Progressive Mixture-of-Experts with autoencoder routing for continual RANS turbulence modelling

Abstract

Developing Reynolds-averaged Navier-Stokes (RANS) turbulence models that remain accurate across diverse flow regimes is a long-standing challenge. In this work, we propose a novel framework, termed the progressive mixture-of-experts (PMoE), designed to enable continual learning for RANS turbulence modelling. The framework employs a modular autoencoder-based router to associate each flow scenario with a specialised turbulence model, referred to as an expert. When a new flow regime cannot be adequately represented by the existing router and expert set, a new expert together with its routing component can be introduced at low cost, without modifying or degrading previously trained ones, thereby naturally avoiding catastrophic forgetting. The framework is applied to a range of flows with distinct physical characteristics, including airfoil wake, channel, periodic hill, and square duct flows.
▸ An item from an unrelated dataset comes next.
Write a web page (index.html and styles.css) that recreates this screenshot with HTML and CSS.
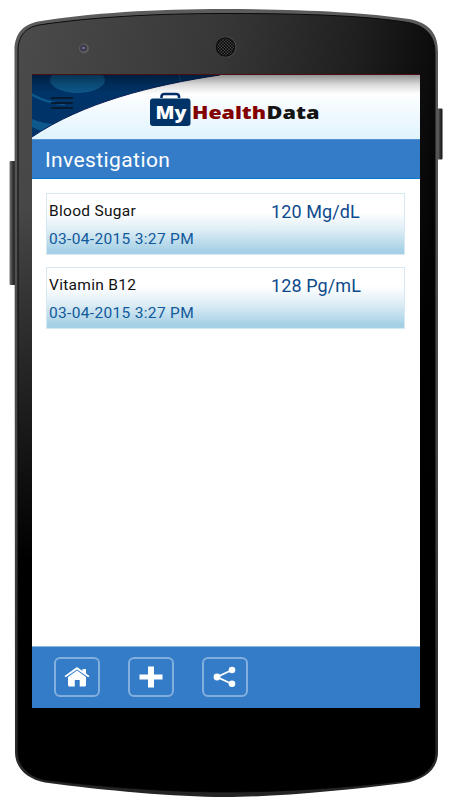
FILE: index.html
```html
<!DOCTYPE html>
<html lang="en">
<head>
    <meta charset="UTF-8">
    <meta name="viewport" content="width=device-width, initial-scale=1.0">
    <title>MyHealthData - Investigation</title>
    <link rel="stylesheet" href="styles.css">
</head>
<body>
    <div class="phone">
        <!-- Phone body -->
        <svg class="phone-body" width="450" height="800" viewBox="0 0 450 800">
            <defs>
                <linearGradient id="bodyFill" x1="0" y1="0" x2="1" y2="0.32">
                    <stop offset="0" stop-color="#4c4b4b"/>
                    <stop offset="0.45" stop-color="#383737"/>
                    <stop offset="0.75" stop-color="#1f1f1f"/>
                    <stop offset="1" stop-color="#020202"/>
                </linearGradient>
                <linearGradient id="bodyShade" x1="0" y1="0" x2="0" y2="1">
                    <stop offset="0.25" stop-color="#000" stop-opacity="0"/>
                    <stop offset="0.7" stop-color="#000"/>
                </linearGradient>
                <linearGradient id="rim" x1="0" y1="0" x2="0" y2="1">
                    <stop offset="0" stop-color="#5c5c5c"/>
                    <stop offset="0.6" stop-color="#444"/>
                    <stop offset="1" stop-color="#242424"/>
                </linearGradient>
                <linearGradient id="key" x1="0" y1="0" x2="1" y2="0">
                    <stop offset="0" stop-color="#777"/>
                    <stop offset="0.5" stop-color="#3a3a3a"/>
                    <stop offset="1" stop-color="#111"/>
                </linearGradient>
                <pattern id="mesh" width="3" height="3" patternUnits="userSpaceOnUse">
                    <circle cx="1" cy="1" r="0.7" fill="#666"/>
                    <circle cx="2.5" cy="2.5" r="0.6" fill="#555"/>
                </pattern>
            </defs>
            <rect x="9.5" y="161" width="6" height="124" rx="1" fill="url(#key)"/>
            <rect x="437" y="108.500" width="5.500" height="51" rx="1" fill="url(#key)"/>
            <path fill="url(#rim)" d="M14.500 50C14.500 36 21 25 38 21.500C90 13 155 9 225 9C295 9 362 12 409 19C430 23 438 34 438 52V752C438 769 425 780 404 783C345 790.500 275 797 225 797C175 797 105 790.500 45 782.500C27 779 15 768 15 752Z"/>
            <path fill="url(#bodyFill)" stroke="#0b0b0b" d="M18 51C18 37 24 28 39 25C92 17 156 13.500 225 13.500C295 13.500 361 15 408 22.500C427 26 435 37 435 53V752C435 767 424 778 403 781C340 788.500 275 792 225 792C175 792 105 787.500 46 780C29 777 18 766 18 752Z"/>
            <path fill="url(#bodyShade)" d="M18 51C18 37 24 28 39 25C92 17 156 13.500 225 13.500C295 13.500 361 15 408 22.500C427 26 435 37 435 53V752C435 767 424 778 403 781C340 788.500 275 792 225 792C175 792 105 787.500 46 780C29 777 18 766 18 752Z"/>
            <circle cx="84" cy="48.500" r="5" fill="#5c5b5d"/>
            <circle cx="83.500" cy="48" r="3.300" fill="#3a3945"/>
            <circle cx="83.500" cy="48" r="1.300" fill="#7772b0"/>
            <circle cx="226" cy="47" r="10.500" fill="#484848"/>
            <circle cx="225.500" cy="47" r="9.800" fill="#0d0d0d"/>
            <circle cx="225.500" cy="47" r="8.500" fill="url(#mesh)"/>
        </svg>

        <div class="screen">
            <header class="app-header">
                <svg width="388" height="64" viewBox="0 0 388 64">
                    <defs>
                        <linearGradient id="topShadow" x1="0" y1="0" x2="0" y2="1">
                            <stop offset="0" stop-color="#000" stop-opacity="0.42"/>
                            <stop offset="0.5" stop-color="#000" stop-opacity="0.15"/>
                            <stop offset="1" stop-color="#000" stop-opacity="0"/>
                        </linearGradient>
                        <clipPath id="swoosh">
                            <path d="M0 0H188C120 10 50 28 0 62Z"/>
                        </clipPath>
                    </defs>
                    <g clip-path="url(#swoosh)">
                        <rect width="188" height="64" fill="#003468"/>
                        <ellipse cx="45.500" cy="5" rx="27.500" ry="13" fill="#0d588c"/>
                        <path d="M-1 19Q14 28 33 29" fill="none" stroke="#0d588c" stroke-width="2.500"/>
                        <path d="M0 44Q12 49 24 49L12 57Q4 54 0 52Z" fill="#0d588c"/>
                        <path d="M147 0Q149 4 148 9" fill="none" stroke="#0d588c"/>
                    </g>
                    <path d="M188 0C120 10 50 28 0 62" fill="none" stroke="#0a2058"/>
                    <rect width="388" height="19" fill="url(#topShadow)"/>
                    <!-- Menu icon -->
                    <path d="M19 23H41M19 28H41M19 33H41" stroke="#061c33" stroke-width="2"/>
                    <!-- Logo -->
                    <path d="M129.500 23V21.500Q129.500 19 132.500 19H144Q147 19 147 21.500V23" fill="none" stroke="#002d69" stroke-width="2.600"/>
                    <rect x="118" y="23.500" width="40.500" height="27.500" rx="3" fill="#003468"/>
                    <text class="logo-text" x="123.500" y="44" fill="#fff" textLength="31" lengthAdjust="spacingAndGlyphs">My</text>
                    <text class="logo-text" x="160" y="44" fill="#820000" textLength="74" lengthAdjust="spacingAndGlyphs">Health</text>
                    <text class="logo-text" x="234.500" y="44" fill="#151515" textLength="53" lengthAdjust="spacingAndGlyphs">Data</text>
                </svg>
            </header>

            <h1 class="title">Investigation</h1>

            <main class="results">
                <div class="card">
                    <div class="info">
                        <p class="name">Blood Sugar</p>
                        <p class="date">03-04-2015 3:27 PM</p>
                    </div>
                    <p class="value">120 Mg/dL</p>
                </div>
                <div class="card">
                    <div class="info">
                        <p class="name">Vitamin B12</p>
                        <p class="date">03-04-2015 3:27 PM</p>
                    </div>
                    <p class="value">128 Pg/mL</p>
                </div>
            </main>

            <footer class="toolbar">
                <button class="tool" aria-label="Home">
                    <svg width="26" height="22" viewBox="0 0 26 22" fill="#fff">
                        <path d="M13 1L0.500 10L1.700 11.300L13 3.400L24.300 11.300L25.500 10L22 7.400V3H18.500V5Z"/>
                        <path d="M13 4.500L22 11V19Q22 20.500 20.500 20.500H15.700V14H10.800V20.500H5.500Q4 20.500 4 19V11Z"/>
                    </svg>
                </button>
                <button class="tool" aria-label="Add">
                    <svg width="24" height="22" viewBox="0 0 24 22" fill="#fff">
                        <path d="M9 0.500H15V8.500H23.500V13.500H15V21.500H9V13.500H0.500V8.500H9Z"/>
                    </svg>
                </button>
                <button class="tool" aria-label="Share">
                    <svg width="24" height="22" viewBox="0 0 24 22" fill="#fff">
                        <path d="M19 4L4 11L19 18" fill="none" stroke="#fff" stroke-width="1.800"/>
                        <circle cx="4" cy="11" r="3.400"/>
                        <circle cx="19" cy="4" r="3.300"/>
                        <circle cx="19" cy="17.800" r="3.300"/>
                    </svg>
                </button>
            </footer>
        </div>
    </div>
</body>
</html>
```
FILE: styles.css
```css
/* Global styles */
body {
    font-family: Roboto, Arial, sans-serif;
    margin: 0;
    background-color: #fff;
    overflow: hidden;
}

h1,
p {
    margin: 0;
    font-weight: 400;
}

/* Phone */
.phone {
    position: relative;
    width: 450px;
    height: 800px;
    padding: 75px 30px 92px 32px;
    box-sizing: border-box;
}

.phone-body {
    position: absolute;
    left: 0;
    top: 0;
    z-index: -1;
}

.screen {
    display: flex;
    flex-direction: column;
    height: 632.5px;
    background-color: #fff;
    box-shadow: 0 -1px 0 #4a1014;
}

/* Header styles */
.app-header {
    height: 64px;
    background: linear-gradient(#fff 25%, #e0f3fd);
}

.app-header svg {
    display: block;
}

.logo-text {
    font-family: "Open Sans", sans-serif;
    font-weight: 800;
    font-size: 18px;
}

.title {
    height: 40px;
    padding-left: 13px;
    box-sizing: border-box;
    border-top: 1px solid #5292d0;
    border-bottom: 1px solid #0078cd;
    background-color: #347cc8;
    color: #fff;
    font-size: 21px;
    line-height: 40px;
    letter-spacing: 0.4px;
}

/* Result cards */
.results {
    display: flex;
    flex: 1;
    flex-direction: column;
    gap: 12px;
    padding: 14px 15px 0 14px;
}

.card {
    display: flex;
    height: 62px;
    padding: 0 2px;
    box-sizing: border-box;
    border: 1px solid #d4e9f2;
    background: linear-gradient(#fff 30%, #deedf5 60%, #a5d0e5 95%);
}

.info {
    width: 222px;
}

.name {
    padding-top: 6px;
    color: #111;
    font-size: 15.5px;
    line-height: 22px;
    letter-spacing: 0.3px;
}

.date {
    padding-top: 6px;
    color: #10599b;
    font-size: 15.5px;
    line-height: 22px;
    letter-spacing: 0.33px;
}

.value {
    padding-top: 7px;
    color: #0d4a8c;
    font-size: 18px;
    line-height: 22px;
    letter-spacing: 0.1px;
}

/* Bottom toolbar */
.toolbar {
    display: flex;
    gap: 28px;
    height: 62px;
    padding: 10px 0 0 22px;
    box-sizing: border-box;
    border-top: 1px solid #8fb8df;
    background-color: #347cc8;
}

.tool {
    display: flex;
    align-items: center;
    justify-content: center;
    width: 46px;
    height: 40px;
    padding: 0;
    border: 2px solid #82afdd;
    border-radius: 6px;
    background: none;
}
```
The resulting PMoE model effectively integrates multiple experts and achieves improved predictive accuracy across both seen and unseen test cases that differ in operating conditions or configurations. Owing to sparse activation, model expansion does not incur additional computational cost during inference. The proposed framework therefore provides a scalable pathway towards lifelong-learning turbulence models for industrial computational fluid dynamics.